The match started with powerful rallies from the back of the court. While the Croatian tried to make the difference with his aggressiveness, Novak Djokovic defended. Both players won their games of serve: 2/1. Lacking first serves and struggling behind the second ones, Marin Cilic gave a break point to his opponent. The Serbian converted the first one after a forehand battle: 3/1. With great authority during his next service games, Djokovic kept his advantage. He won the first set: 6/3.

The second set kept on as the first hour of the match. Novak Djokovic got two early break points. The first one was enough. He made a magnificent return which landed on the baseline: 2/0. The two players raised their level and showed a more entertaining tennis. Marin Cilic demonstrated his offensive skills while Novak Djokovic fought back with his best weapon: his backhand. Very focused, the man with 21 Grand Slam titles seemed to be in total control of the match. Despite the Croatian’s efforts, nothing disturbed Novak Djokovic who kept his break until the end: 6/4.

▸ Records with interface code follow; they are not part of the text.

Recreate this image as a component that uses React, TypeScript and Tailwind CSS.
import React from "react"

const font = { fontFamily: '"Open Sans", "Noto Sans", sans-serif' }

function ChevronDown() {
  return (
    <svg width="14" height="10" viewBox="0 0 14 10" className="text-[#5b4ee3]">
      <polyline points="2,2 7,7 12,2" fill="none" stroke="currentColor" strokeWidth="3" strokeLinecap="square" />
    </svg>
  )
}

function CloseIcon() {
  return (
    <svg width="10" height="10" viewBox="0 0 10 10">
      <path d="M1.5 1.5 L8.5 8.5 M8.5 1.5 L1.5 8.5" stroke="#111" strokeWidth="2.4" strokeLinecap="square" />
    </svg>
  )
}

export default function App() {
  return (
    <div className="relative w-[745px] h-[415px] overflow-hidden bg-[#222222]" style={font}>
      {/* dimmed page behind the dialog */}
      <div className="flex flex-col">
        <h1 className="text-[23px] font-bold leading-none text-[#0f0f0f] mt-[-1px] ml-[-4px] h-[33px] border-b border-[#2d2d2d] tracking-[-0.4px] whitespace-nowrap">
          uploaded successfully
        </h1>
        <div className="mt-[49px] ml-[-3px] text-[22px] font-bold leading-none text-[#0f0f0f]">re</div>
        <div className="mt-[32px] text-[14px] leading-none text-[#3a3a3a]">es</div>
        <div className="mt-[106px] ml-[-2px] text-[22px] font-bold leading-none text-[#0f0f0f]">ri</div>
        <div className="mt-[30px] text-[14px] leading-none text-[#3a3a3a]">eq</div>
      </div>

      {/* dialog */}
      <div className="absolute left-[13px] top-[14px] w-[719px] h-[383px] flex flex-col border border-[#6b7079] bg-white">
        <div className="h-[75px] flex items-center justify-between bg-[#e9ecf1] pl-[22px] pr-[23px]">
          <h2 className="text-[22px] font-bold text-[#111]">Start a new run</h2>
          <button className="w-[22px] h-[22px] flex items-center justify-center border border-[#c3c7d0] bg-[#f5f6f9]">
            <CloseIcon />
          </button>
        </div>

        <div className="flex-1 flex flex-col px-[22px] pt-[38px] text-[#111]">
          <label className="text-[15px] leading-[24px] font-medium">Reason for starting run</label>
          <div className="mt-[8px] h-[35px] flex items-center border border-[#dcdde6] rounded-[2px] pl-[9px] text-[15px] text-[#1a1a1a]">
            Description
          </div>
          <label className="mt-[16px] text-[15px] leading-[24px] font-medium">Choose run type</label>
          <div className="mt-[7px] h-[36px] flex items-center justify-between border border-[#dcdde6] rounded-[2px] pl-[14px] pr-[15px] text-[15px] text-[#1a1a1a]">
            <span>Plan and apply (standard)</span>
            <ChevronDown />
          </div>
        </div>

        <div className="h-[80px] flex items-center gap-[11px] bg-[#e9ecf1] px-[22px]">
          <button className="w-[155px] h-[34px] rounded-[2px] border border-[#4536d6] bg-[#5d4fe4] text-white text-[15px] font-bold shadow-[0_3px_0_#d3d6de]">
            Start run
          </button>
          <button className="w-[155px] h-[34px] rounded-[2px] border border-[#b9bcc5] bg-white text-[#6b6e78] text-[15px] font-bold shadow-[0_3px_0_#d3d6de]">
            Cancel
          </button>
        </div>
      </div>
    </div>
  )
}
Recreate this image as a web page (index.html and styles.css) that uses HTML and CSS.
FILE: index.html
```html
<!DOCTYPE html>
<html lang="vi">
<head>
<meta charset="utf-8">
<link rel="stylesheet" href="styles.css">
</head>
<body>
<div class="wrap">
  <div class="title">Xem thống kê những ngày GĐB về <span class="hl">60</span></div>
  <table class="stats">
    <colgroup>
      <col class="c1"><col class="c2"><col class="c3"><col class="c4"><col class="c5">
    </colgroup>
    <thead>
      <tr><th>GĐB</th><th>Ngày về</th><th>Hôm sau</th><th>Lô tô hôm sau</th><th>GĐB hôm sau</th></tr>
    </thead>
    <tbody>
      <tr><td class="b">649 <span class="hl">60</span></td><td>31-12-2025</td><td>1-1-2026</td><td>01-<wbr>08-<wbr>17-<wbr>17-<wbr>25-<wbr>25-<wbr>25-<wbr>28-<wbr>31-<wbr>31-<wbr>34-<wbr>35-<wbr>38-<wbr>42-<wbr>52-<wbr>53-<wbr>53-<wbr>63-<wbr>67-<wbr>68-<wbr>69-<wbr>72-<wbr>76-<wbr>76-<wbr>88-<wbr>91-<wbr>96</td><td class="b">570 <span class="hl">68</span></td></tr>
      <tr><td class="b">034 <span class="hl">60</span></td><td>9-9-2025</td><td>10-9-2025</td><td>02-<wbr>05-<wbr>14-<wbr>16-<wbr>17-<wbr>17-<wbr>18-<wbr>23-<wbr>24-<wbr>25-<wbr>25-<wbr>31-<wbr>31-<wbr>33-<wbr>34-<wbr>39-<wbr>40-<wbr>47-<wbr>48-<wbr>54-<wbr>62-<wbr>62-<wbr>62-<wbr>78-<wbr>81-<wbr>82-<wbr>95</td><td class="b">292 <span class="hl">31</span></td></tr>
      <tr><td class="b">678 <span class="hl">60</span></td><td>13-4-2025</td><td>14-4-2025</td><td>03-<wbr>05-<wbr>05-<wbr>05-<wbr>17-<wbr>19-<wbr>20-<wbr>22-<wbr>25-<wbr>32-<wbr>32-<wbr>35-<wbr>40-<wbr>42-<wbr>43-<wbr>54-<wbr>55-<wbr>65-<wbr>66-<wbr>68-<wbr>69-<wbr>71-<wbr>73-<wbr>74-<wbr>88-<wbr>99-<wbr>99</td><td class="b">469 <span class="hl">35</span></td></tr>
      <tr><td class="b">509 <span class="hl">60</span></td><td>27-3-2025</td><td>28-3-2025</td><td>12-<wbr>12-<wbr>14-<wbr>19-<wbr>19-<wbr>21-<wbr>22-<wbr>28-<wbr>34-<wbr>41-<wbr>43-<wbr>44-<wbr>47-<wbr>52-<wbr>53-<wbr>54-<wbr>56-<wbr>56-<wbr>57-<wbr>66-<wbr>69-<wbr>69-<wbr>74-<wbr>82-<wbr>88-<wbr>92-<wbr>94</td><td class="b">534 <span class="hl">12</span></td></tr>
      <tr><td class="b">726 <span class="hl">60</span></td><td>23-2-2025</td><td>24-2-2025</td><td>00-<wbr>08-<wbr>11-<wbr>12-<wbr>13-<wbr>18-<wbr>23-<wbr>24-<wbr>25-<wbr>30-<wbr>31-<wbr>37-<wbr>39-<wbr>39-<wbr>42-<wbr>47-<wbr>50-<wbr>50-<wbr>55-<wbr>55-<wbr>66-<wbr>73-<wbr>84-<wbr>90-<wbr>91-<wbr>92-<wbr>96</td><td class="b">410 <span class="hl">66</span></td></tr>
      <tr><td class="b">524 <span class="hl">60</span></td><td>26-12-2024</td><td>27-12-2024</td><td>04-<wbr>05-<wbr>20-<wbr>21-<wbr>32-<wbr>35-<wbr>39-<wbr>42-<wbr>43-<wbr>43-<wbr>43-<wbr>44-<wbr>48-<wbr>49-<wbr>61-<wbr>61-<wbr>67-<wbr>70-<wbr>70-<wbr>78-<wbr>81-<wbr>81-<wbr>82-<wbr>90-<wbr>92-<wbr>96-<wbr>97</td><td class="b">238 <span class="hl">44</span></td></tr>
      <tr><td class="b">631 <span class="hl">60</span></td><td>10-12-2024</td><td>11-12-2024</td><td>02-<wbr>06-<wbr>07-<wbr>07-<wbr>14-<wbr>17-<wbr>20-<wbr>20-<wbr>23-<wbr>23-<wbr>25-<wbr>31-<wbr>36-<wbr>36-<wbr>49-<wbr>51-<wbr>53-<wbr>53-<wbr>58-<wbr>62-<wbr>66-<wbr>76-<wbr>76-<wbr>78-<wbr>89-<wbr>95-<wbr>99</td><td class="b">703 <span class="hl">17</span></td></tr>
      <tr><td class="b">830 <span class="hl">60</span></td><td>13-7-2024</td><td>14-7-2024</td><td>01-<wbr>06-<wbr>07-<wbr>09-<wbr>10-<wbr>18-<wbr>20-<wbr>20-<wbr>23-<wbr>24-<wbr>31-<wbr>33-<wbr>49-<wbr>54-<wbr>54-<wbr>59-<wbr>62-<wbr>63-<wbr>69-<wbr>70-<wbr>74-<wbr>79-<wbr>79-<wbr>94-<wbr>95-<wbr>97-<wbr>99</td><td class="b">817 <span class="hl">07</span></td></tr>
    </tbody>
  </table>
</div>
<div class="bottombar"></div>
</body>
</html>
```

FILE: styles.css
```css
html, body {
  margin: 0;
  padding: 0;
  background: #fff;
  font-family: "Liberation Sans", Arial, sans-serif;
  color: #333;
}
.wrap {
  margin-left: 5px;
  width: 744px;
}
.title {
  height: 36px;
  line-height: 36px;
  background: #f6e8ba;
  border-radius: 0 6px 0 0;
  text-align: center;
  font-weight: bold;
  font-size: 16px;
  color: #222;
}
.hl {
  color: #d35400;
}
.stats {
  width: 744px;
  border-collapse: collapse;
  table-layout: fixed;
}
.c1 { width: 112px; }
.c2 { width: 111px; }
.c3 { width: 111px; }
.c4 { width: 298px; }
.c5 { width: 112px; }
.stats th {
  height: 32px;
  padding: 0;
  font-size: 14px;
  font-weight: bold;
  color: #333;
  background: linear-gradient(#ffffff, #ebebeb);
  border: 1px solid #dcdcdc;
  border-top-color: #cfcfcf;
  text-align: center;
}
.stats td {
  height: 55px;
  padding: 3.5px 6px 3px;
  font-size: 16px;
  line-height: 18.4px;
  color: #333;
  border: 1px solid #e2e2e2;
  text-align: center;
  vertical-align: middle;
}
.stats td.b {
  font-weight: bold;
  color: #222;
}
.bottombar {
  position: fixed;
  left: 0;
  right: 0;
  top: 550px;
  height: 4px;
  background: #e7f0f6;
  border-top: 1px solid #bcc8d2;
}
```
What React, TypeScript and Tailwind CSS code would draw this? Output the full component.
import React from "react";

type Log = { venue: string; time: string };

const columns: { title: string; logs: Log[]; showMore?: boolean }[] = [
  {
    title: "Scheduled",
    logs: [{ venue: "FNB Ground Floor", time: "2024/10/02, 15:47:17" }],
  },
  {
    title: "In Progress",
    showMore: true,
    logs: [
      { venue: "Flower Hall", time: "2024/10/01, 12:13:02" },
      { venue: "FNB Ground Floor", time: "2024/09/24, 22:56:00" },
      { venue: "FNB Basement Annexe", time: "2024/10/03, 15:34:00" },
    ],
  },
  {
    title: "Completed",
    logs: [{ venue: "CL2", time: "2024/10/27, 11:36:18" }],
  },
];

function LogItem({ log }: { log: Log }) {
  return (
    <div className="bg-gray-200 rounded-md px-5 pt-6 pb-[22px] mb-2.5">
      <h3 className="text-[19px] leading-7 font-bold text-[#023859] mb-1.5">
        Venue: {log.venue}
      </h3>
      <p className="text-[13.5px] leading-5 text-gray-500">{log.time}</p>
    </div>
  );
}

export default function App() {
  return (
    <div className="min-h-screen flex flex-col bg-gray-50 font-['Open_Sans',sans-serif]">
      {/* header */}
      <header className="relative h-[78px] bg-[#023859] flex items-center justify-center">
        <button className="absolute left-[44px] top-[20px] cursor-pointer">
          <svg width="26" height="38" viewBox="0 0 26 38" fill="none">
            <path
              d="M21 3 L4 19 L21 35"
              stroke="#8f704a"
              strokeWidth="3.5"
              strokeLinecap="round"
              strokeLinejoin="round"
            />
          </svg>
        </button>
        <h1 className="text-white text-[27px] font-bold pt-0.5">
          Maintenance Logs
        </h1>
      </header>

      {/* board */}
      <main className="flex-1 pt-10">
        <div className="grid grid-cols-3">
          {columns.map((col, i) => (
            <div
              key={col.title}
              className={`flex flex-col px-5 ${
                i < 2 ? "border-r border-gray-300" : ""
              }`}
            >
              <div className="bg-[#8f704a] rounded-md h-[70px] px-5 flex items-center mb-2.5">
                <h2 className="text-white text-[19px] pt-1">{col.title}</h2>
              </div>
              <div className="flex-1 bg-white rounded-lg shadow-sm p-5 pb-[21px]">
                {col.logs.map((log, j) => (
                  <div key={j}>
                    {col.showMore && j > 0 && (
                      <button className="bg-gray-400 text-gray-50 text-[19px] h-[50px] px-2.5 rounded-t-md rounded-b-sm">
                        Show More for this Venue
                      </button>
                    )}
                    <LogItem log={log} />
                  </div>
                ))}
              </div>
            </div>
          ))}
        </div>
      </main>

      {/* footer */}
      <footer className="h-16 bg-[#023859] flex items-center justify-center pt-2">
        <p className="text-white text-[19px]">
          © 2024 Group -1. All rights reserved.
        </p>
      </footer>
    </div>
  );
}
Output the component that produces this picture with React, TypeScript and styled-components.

During this 21st encounter between the two players, ‘the Djoker’ showed his consistency. Thanks to his unbelievable court coverage, he prevented Marin Cilic to dominate the rallies. This last one, out of solutions, took more risks – ending up in unforced errors. Novak Djokovic wasn’t worried during the match. His game plan was crystal clear: to let his opponent play while enforcing his own rhythm. To do so, he used his sliced backhand – as an offensive and defensive shot.

After several months without playing an official game, Novak Djokovic reassured himself. Next, he goes to the Astana Open, Kazakhstan, where he’ll play against a few top 10 players. This tournament, with an exciting draw, is a first test for the former world number one. Will he manage to show the same level of tennis as he did in Wimbledon?